This is the second time you have fallen on the road. As the cross grows heavier and heavier it becomes more difficult to get up. But you continue to struggle and try until you’re up and walking again. You don’t give up.
As a child, sometimes things get me down. Others seem to find things easier to do or to learn. Each time I fail, I find it harder to keep trying.
As an adult, sometimes I think I should know more than I do. I become impatient with myself and find it hard to believe in myself when I fail. It is easy to despair over small things, and sometimes I do.
Help me when things seem difficult for me. Even when it’s hard, help me get up and keep trying as you did. Help me do my best without comparing myself with others.
My Jesus, often have I sinned and often, by sin, beaten Thee to the ground beneath the cross. Help me to use the efficacious means of grace that I may never fall again. (Catholic Online)
It is very understanding that Jesus’ journey with the Cross to Calvary has gotten progressively difficult as he carries this enormous burden, knowing the fate that awaits him. In any case, it would make perfect sense in a time of complete hopelessness to just give up and stay down as you fall again. Imagine the pain on his back, his bare feet on cut up ground, aching muscles, a crown of thorns jabbing around his head not to mention the unbearable heat. But Jesus does not do that. He gets up despite his failure when the result seems to have no great outcome. All seems to fail but he keeps trying.
Over the course of these past eight months, I am sure we all have had moments like this, where under stress or by exhaustion we have found ourselves in the position where we think we have failed those we serve. It could be any circumstance where we could think we acted in a way that we look back on and regret. I am sure we then question, “This really can defeat the purpose for why I am here”. Another thing to think about is if we are tired in our jobs, it is easy to think we need to give it our all and if we come short it could leave us feeling totally defeated. As it turns out, we were not the only ones. Jesus, who will come to save humanity stumbled from exhaustion in a path that does not seem to have any optimism ahead, not one but two times now. Anybody watching this happen must really being doubting his abilities as we can feel people may be doubting ours in our shortcomings. One needs to know things are not always what they seem.
Reflection Questions:
Think of witnessing Jesus in from the crowd, beaten and bruised, now having fallen two times in a disheveled state, covered in dirt, sweat and blood.
When was a time at work when you believe you failed your mission for why you are here?

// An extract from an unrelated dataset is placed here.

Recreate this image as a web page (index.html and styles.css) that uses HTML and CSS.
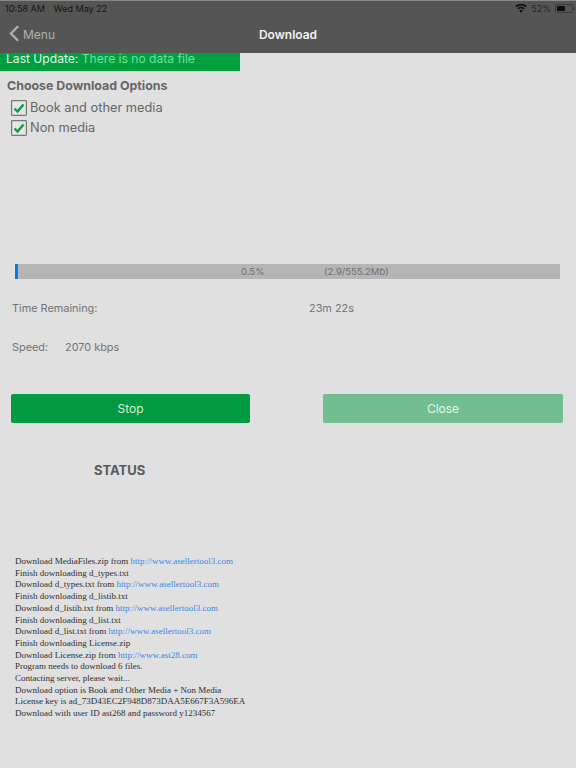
FILE: index.html
```html
<!DOCTYPE html>
<html lang="en">
<head>
<meta charset="utf-8">
<title>Download</title>
<link rel="stylesheet" href="styles.css">
</head>
<body>
<header class="header">
  <div class="status">
    <span class="clock">10:58 AM</span><span class="date">Wed May 22</span>
    <span class="status-right">
      <svg class="wifi" viewBox="0 0 16 12" width="12" height="9"><path d="M8 11.5 5.6 8.6a3.7 3.7 0 0 1 4.8 0zM4.4 7.2 3 5.6a7.7 7.7 0 0 1 10 0l-1.4 1.6a5.6 5.6 0 0 0-7.2 0zM1.8 4.2.3 2.6a11.6 11.6 0 0 1 15.4 0l-1.5 1.6a9.4 9.4 0 0 0-12.4 0z" fill="#111"/></svg>
      <span class="pct">52%</span>
      <svg class="battery" viewBox="0 0 20 9" width="20" height="9"><rect x=".5" y=".5" width="17" height="8" rx="2" fill="none" stroke="#3a3a3a"/><rect x="2" y="2" width="8" height="5" rx=".8" fill="#0c0c0c"/><path d="M18.6 3v3c.8-.2 1.2-.8 1.2-1.500s-.4-1.300-1.200-1.500z" fill="#3a3a3a"/></svg>
    </span>
  </div>
  <div class="nav">
    <span class="back">
      <svg viewBox="0 0 12 20" width="11" height="18"><path d="M10 1.500 2 9.500l8 8" fill="none" stroke="#b4b4b4" stroke-width="2.400"/></svg>
      Menu
    </span>
    <span class="title">Download</span>
  </div>
</header>
<div class="update"><span class="update-label">Last Update:</span> <span class="update-value">There is no data file</span></div>
<h2 class="options-title">Choose Download Options</h2>
<div class="option">
  <svg class="check" viewBox="0 0 16 16" width="16" height="16"><rect x=".6" y=".6" width="14.800" height="14.800" rx=".8" fill="#e6e6e6" stroke="#777" stroke-width="1.200"/><path d="M3.500 8.500 6.500 11.500 12.500 4.500" fill="none" stroke="#00a040" stroke-width="2.400"/></svg>
  Book and other media
</div>
<div class="option">
  <svg class="check" viewBox="0 0 16 16" width="16" height="16"><rect x=".6" y=".6" width="14.800" height="14.800" rx=".8" fill="#e6e6e6" stroke="#777" stroke-width="1.200"/><path d="M3.500 8.500 6.500 11.500 12.500 4.500" fill="none" stroke="#00a040" stroke-width="2.400"/></svg>
  Non media
</div>
<div class="progress">
  <div class="progress-fill"></div>
  <span class="progress-pct">0.5%</span>
  <span class="progress-size">(2.9/555.2Mb)</span>
</div>
<div class="time-row"><span class="time-label">Time Remaining:</span><span>23m 22s</span></div>
<div class="speed-row"><span class="speed-label">Speed:</span><span>2070 kbps</span></div>
<div class="buttons">
  <div class="btn btn-stop">Stop</div>
  <div class="btn btn-close">Close</div>
</div>
<h2 class="status-title">STATUS</h2>
<div class="log">
  <div>Download MediaFiles.zip from <a>http://www.asellertool3.com</a></div>
  <div>Finish downloading d_types.txt</div>
  <div>Download d_types.txt from <a>http://www.asellertool3.com</a></div>
  <div>Finish downloading d_listib.txt</div>
  <div>Download d_listib.txt from <a>http://www.asellertool3.com</a></div>
  <div>Finish downloading d_list.txt</div>
  <div>Download d_list.txt from <a>http://www.asellertool3.com</a></div>
  <div>Finish downloading License.zip</div>
  <div>Download License.zip from <a>http://www.ast28.com</a></div>
  <div>Program needs to download 6 files.</div>
  <div>Contacting server, please wait...</div>
  <div>Download option is Book and Other Media + Non Media</div>
  <div>License key is ad_73D43EC2F948D873DAA5E667F3A596EA</div>
  <div>Download with user ID ast268 and password y1234567</div>
</div>
</body>
</html>
```
FILE: styles.css
```css
* { box-sizing: border-box; }
html, body { margin: 0; padding: 0; }
body {
  width: 576px;
  height: 768px;
  overflow: hidden;
  background: #e0e0e0;
  color: #6b6b6b;
  font-family: Inter, "Liberation Sans", sans-serif;
}
.header {
  height: 53px;
  background: #555555;
  border-top: 1px solid #8a8a8a;
}
.status {
  display: flex;
  align-items: center;
  height: 15px;
  padding: 0 1px 0 5px;
  font-size: 9px;
  color: #161616;
}
.date { margin-left: 9px; }
.status-right {
  margin-left: auto;
  display: flex;
  align-items: center;
  gap: 4px;
  color: #262626;
  font-size: 9px;
}
.wifi, .battery { display: block; }
.nav {
  position: relative;
  height: 36px;
  display: flex;
  align-items: center;
  justify-content: center;
}
.back {
  position: absolute;
  left: 9px;
  top: 9px;
  display: flex;
  align-items: center;
  gap: 3px;
  font-size: 12px;
  color: #b0b0b0;
}
.title {
  font-size: 12px;
  font-weight: 600;
  color: #f2f2f2;
}
.update {
  width: 240px;
  height: 18px;
  background: #00a040;
  padding-left: 6px;
  font-size: 12.100px;
  line-height: 12px;
  white-space: nowrap;
}
.update-label { color: #e4f0e6; }
.update-value { color: #6fe09c; }
.options-title {
  margin: 7px 0 0 7px;
  font-size: 12.400px;
  line-height: 16px;
  font-weight: 700;
  color: #666;
}
.option {
  display: flex;
  align-items: center;
  gap: 3px;
  height: 20px;
  margin: 3px 0 0 11px;
  font-size: 12.800px;
  color: #666;
}
.option + .option { margin-top: 0; }
.check { display: block; margin-top: 1px; }
.progress {
  position: relative;
  display: block;
  width: 545px;
  height: 15px;
  margin: 127px 0 0 15px;
  background: #b5b5b5;
  font-size: 9.500px;
  line-height: 15px;
  color: #6f6f6f;
}
.progress-fill {
  position: absolute;
  left: 0;
  top: 0;
  width: 3px;
  height: 15px;
  background: #1273e6;
}
.progress-pct { position: absolute; left: 226px; }
.progress-size { position: absolute; left: 309px; }
.time-row, .speed-row {
  display: flex;
  font-size: 10.900px;
  line-height: 16px;
  color: #737373;
}
.time-row { margin: 21px 0 0 12px; }
.time-label { width: 297px; }
.speed-row { margin: 23px 0 0 12px; }
.speed-label { width: 53px; }
.buttons {
  display: flex;
  margin: 39px 0 0 11px;
  gap: 73px;
}
.btn {
  width: 239px;
  height: 29px;
  border-radius: 2px;
  text-align: center;
  line-height: 29px;
  font-size: 12px;
}
.btn-stop { background: #009a40; color: #d8f0df; }
.btn-close { width: 240px; background: #72be90; color: #e6f3ea; }
.status-title {
  margin: 39px 0 0 94px;
  font-size: 13px;
  line-height: 16px;
  font-weight: 700;
  color: #5a5a5a;
}
.log {
  margin: 78px 0 0 15px;
  font-family: "Liberation Serif", serif;
  font-size: 9px;
  line-height: 11.700px;
  color: #2f2f2f;
  white-space: nowrap;
}
.log a { color: #3c86e8; }
```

What is a path ahead of you to come?
From the Book of the Prophet Isaiah (%2: 2-3
“He had no form or comeliness that we should look at him, and no beauty that we should desire him. He was despised and rejected by men; a man of sorrows and acquainted with grief; and as one from whom men hid their faces he was despised, and we esteemed him not.
Closing Prayer:
Dear Jesus, know even in our repeated failures and time of exhaustion, when there seems to be no light ahead, there is always another path for hope.